Per trovare un qualche conforto filologico per cercare, tentare, di scrivere, di dire qualcosa di non superfluo sull’opera di Linguaglossa, allora, bisogna aggrapparsi a un apparecchio televisivo – che è l’oggetto più lontano da un libro, da uno strumento concepito per la conservazione del testo letterario, che resta tecnologicamente il più avanzato. Sì, perché solo del Blob di Enrico Ghezzi troverei qualcosa che possa in qualche modo riguardare il battere il tempo secolare di questo poeta (seppure nella lontananza dei mezzi espressivi, si è detto: anche la televisione, oramai archeologia della comunicazione, e ancora viva solo perché viva in un mondo buono solo per contenere vecchi – me compreso –, è fatta di metrica e, soprattutto, di ritmo, vale a dire ha una sua forma storicizzata, tradizionale, e non sono affatto nuovi i canali sulla rete, anche i più privati e insignificanti). Ma Linguaglossa usa la parola per creare il suo altrimenti inimmaginabile immaginario, e riesce a conservare il lemma vivo: pure nella sua più estrema distorsione di significante e significato riesce a dircene il senso del reale, e con una capacità e potenza critica scioccante, carsica, tutta sottotesto. Tutta detta in filigrana sta la ricchezza del suo dirci le cose del mondo che ci attraversano e formano malgrado noi, vittime e carnefici tutto in uno, tutto riprodotto nel corpo testuale che la sua cucina sa offrici sul menù di oggi, e di domani, rigorosamente a la carte. Quando si scrive l’importante è essere veri, perché altrimenti non c’è nulla di più falso di una poesia.

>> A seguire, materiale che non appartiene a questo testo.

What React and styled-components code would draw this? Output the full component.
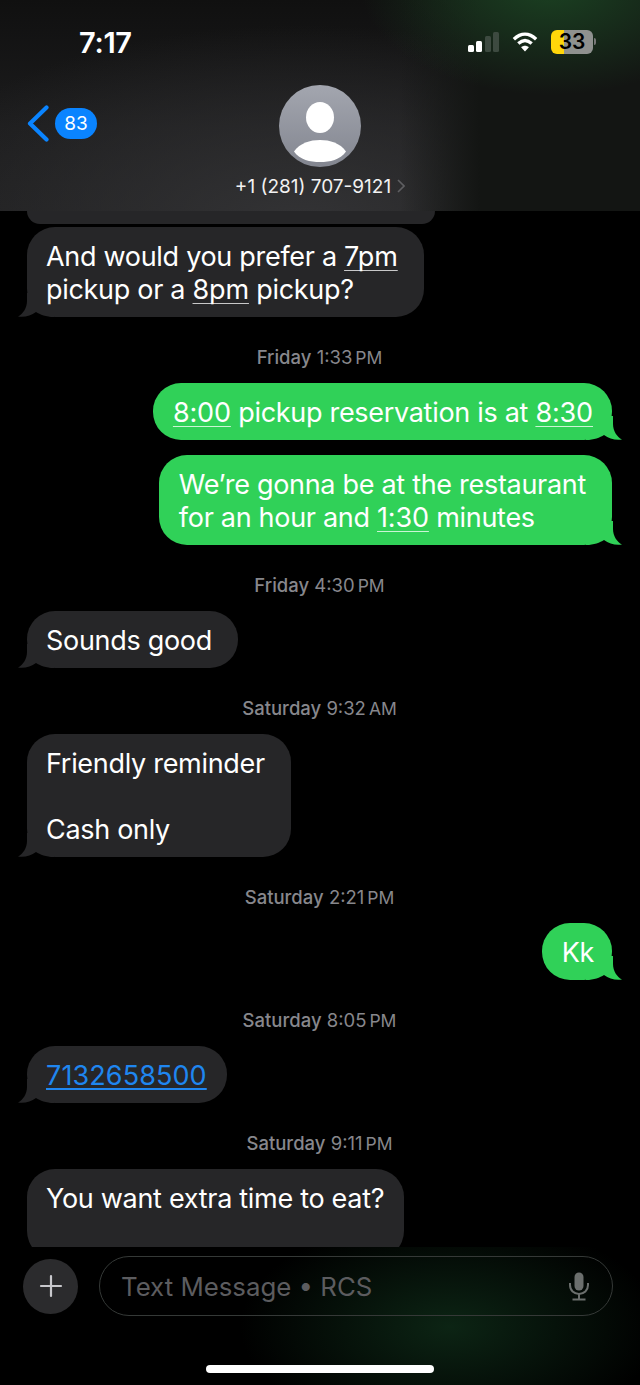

Ma non basta dire questo per cercare un punto di svolta nel lavoro di questo poeta, perché quella di Linguaglossa è l’opera di un intellettuale, vale a dire di quell’artista che, nell’opera e fuori dall’opera d’arte, ragiona della società nel quale vive.

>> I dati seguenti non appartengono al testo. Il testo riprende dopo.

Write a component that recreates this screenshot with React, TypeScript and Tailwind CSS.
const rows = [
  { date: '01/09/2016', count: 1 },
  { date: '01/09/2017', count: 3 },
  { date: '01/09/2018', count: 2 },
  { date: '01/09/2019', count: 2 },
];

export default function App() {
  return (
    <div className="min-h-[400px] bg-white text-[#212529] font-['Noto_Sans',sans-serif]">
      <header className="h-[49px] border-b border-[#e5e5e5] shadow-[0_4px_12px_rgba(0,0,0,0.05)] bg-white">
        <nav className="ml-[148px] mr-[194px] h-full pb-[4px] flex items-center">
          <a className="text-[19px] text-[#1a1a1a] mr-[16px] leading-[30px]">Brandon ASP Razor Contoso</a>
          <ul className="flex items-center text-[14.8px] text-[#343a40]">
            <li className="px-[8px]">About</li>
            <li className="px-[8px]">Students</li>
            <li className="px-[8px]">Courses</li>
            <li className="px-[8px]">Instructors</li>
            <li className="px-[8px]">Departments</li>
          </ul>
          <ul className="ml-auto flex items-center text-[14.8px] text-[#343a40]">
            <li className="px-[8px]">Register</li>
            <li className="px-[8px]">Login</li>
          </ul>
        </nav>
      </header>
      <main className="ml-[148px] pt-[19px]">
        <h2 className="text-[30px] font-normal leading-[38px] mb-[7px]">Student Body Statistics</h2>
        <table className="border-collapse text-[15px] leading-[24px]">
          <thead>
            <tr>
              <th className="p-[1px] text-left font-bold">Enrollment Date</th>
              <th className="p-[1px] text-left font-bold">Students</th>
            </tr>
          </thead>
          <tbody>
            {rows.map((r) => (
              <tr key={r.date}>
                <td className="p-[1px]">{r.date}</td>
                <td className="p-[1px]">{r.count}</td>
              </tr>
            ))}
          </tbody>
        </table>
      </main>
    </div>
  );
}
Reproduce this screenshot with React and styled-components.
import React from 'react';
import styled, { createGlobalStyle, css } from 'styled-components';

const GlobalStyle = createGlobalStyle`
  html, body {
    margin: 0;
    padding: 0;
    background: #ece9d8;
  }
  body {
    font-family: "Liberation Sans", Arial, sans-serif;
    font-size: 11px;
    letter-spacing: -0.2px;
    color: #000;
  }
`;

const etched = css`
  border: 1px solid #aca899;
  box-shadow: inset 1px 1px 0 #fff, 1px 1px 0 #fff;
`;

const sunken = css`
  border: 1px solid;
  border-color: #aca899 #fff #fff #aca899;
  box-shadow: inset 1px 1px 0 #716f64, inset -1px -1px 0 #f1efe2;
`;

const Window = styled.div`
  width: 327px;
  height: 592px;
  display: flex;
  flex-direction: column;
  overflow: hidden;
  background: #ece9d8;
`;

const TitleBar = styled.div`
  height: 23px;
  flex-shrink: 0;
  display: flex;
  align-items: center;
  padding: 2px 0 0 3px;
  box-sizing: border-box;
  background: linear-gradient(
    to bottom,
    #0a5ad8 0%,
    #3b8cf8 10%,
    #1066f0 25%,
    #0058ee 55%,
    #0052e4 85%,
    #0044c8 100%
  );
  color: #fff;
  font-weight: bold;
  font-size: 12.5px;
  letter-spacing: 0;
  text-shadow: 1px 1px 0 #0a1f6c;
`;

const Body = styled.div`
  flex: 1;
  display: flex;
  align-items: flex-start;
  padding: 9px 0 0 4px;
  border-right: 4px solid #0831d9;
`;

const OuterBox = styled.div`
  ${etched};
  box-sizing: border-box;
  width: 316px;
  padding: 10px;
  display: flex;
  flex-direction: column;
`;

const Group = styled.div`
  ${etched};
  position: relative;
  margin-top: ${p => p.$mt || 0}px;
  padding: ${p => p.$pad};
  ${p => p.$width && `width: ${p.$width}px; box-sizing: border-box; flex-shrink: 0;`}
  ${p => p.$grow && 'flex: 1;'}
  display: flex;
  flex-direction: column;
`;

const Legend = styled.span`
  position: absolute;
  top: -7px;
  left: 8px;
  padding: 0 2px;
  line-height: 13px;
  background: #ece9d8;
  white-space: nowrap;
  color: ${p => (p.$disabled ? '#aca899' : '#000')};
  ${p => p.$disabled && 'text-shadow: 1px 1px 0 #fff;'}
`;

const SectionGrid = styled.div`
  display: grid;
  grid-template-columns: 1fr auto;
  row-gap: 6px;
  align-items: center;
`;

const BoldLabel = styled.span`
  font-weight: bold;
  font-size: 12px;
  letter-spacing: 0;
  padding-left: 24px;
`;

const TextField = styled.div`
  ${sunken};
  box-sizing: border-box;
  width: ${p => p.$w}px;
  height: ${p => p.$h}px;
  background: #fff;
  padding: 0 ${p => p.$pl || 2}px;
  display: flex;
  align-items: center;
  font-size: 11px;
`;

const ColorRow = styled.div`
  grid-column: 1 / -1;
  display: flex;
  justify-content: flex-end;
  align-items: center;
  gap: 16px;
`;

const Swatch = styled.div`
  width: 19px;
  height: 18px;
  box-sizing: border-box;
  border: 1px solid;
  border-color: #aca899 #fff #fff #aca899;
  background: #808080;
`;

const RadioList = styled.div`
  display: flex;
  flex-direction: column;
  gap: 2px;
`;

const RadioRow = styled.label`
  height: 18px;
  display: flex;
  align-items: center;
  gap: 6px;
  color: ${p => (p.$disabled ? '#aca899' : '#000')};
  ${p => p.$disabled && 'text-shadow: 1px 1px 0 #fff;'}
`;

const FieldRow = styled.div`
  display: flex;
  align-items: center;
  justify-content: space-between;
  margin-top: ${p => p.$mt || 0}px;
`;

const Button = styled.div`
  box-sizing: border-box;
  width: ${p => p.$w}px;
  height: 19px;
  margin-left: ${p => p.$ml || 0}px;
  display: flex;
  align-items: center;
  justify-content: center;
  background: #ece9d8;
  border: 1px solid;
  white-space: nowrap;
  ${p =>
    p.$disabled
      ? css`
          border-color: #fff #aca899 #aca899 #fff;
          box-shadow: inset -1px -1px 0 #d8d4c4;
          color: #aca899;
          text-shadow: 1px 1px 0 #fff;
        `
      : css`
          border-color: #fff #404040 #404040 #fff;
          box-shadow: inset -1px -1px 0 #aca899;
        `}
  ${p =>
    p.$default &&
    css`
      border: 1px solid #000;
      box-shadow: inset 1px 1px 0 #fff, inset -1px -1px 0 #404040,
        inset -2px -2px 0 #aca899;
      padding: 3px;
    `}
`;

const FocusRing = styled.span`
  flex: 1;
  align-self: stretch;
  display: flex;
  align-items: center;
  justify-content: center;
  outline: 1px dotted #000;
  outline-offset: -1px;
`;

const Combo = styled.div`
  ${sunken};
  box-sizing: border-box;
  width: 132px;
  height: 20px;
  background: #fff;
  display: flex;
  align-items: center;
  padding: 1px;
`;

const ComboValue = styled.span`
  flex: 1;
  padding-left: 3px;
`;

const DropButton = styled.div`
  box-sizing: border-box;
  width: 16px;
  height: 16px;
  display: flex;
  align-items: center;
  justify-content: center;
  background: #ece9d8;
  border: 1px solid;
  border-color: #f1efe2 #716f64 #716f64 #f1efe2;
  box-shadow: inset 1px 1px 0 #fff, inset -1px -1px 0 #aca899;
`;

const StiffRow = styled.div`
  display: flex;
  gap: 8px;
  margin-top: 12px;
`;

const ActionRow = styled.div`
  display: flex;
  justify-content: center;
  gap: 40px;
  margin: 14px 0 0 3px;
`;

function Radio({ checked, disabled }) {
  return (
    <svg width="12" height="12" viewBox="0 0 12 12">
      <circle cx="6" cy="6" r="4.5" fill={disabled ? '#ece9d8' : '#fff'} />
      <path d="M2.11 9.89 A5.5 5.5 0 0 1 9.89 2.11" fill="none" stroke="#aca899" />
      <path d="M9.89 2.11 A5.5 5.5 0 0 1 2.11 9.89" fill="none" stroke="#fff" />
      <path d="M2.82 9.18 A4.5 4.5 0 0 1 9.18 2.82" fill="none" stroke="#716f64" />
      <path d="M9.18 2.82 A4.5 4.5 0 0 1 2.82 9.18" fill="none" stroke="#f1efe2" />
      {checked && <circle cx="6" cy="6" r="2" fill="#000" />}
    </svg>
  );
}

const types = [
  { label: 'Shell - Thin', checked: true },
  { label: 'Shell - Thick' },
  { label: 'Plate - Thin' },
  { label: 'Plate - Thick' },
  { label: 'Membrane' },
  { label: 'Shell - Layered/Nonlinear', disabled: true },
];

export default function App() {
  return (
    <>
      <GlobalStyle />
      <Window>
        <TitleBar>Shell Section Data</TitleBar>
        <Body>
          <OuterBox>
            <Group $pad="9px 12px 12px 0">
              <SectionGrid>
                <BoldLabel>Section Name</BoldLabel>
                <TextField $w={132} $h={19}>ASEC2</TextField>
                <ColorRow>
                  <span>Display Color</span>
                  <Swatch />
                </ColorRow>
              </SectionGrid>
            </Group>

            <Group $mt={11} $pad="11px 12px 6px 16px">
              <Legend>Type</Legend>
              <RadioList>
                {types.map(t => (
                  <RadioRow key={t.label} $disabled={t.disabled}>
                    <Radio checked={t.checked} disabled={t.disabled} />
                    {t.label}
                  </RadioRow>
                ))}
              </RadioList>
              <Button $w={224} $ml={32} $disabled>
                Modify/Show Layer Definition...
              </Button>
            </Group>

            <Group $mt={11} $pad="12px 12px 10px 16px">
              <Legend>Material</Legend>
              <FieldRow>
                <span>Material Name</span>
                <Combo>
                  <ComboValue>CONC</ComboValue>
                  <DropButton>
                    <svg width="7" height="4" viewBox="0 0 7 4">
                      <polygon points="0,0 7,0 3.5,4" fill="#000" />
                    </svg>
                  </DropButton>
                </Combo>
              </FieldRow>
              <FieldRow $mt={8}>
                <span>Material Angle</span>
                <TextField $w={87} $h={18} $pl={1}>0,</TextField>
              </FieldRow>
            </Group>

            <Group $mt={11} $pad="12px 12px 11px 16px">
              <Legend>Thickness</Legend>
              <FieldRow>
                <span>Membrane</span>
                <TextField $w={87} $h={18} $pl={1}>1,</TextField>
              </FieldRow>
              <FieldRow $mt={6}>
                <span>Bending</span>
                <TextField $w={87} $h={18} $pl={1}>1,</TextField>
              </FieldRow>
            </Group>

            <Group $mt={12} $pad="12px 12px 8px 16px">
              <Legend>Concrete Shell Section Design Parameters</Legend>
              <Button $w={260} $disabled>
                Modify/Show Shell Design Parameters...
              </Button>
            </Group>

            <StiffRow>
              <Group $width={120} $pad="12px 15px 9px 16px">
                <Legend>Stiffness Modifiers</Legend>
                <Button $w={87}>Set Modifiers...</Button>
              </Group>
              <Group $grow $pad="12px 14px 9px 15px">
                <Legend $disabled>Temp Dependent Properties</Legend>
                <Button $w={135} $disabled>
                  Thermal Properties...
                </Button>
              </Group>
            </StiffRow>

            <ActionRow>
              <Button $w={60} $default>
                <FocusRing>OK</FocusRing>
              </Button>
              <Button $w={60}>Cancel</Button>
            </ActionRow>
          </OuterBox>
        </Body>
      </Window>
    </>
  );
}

Quella cui da due anni (da sempre direi) sta dando generosamente spazio corpo e voce Linguaglossa, mi pare sia una corrente letteraria a tutti gli effetti, un fatto straordinario in Italia almeno dal ’63; fatto quanto mai importante in un mondo letterario italiano sempre più individualista, chiuso in pochi giri, due o tre incroci di vie di Roma o di Milano, che per questa sua indole solipsistica ha sempre faticato a riconoscersi, a riunirsi compiutamente, a farsi movimento e istanza politica. No: Linguaglossa sa percorrere agilmente e interamente questa nostra piccola Repubblica delle Lettere donandole una ampiezza di respiro mai goduta prima d’ora. Assolutamente da tenere in attenzione. Ma tutto questo non verrà compreso dalla medietà della critica militante italiana almeno fino ai prossimi cinquant’anni.